The exercise> Wherever "components" appears in a line, copy that line.
• • •
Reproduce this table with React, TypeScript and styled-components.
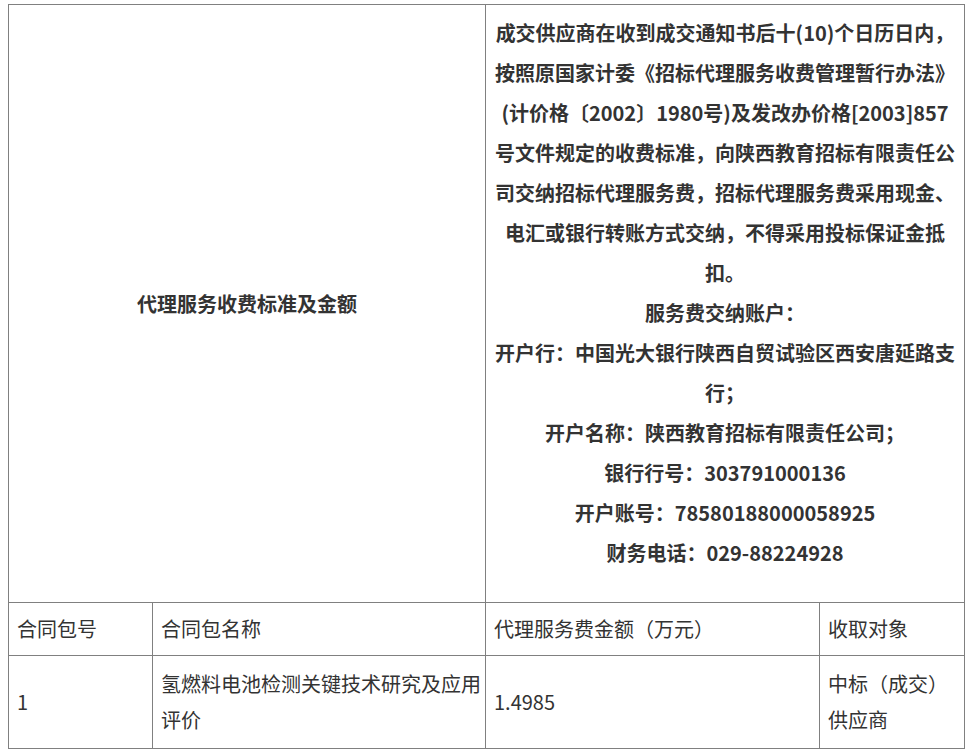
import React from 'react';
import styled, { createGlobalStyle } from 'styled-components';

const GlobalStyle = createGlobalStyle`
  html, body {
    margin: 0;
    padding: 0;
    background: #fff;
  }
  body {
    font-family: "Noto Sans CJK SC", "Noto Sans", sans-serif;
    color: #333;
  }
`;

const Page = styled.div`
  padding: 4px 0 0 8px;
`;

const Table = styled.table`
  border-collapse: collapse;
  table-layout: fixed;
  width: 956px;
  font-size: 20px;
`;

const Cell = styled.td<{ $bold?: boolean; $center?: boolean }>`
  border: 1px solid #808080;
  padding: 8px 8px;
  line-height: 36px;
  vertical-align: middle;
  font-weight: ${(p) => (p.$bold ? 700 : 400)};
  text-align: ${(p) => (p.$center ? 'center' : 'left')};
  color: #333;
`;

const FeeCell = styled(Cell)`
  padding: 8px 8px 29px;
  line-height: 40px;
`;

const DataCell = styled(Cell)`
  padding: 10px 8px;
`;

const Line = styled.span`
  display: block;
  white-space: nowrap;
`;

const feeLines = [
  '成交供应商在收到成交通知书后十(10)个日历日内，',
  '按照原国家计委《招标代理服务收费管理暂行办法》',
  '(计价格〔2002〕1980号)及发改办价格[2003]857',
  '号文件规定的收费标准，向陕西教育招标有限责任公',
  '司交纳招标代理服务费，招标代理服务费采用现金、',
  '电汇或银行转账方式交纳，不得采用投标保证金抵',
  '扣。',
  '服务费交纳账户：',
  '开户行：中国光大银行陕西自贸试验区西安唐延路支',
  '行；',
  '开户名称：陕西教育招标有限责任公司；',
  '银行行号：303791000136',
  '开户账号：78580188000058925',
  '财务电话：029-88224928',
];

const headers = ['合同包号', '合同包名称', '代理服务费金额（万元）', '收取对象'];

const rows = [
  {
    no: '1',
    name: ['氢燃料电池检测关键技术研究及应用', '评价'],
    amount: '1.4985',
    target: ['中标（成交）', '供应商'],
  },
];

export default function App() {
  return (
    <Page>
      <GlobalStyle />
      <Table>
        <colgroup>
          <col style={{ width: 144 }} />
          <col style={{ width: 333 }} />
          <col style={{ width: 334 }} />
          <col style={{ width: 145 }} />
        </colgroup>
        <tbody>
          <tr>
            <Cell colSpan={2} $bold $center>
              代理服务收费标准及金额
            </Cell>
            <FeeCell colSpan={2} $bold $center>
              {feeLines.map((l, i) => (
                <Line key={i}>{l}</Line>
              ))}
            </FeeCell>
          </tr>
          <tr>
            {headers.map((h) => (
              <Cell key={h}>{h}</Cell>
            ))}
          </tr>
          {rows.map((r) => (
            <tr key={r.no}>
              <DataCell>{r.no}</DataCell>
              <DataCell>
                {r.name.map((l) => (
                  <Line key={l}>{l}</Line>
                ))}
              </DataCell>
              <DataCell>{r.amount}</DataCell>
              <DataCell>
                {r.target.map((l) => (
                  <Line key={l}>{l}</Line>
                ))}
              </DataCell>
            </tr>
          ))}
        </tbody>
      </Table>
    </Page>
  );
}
• • •
Exercise response>
Reproduce this table with React, TypeScript and styled-components.
import styled, { createGlobalStyle } from 'styled-components';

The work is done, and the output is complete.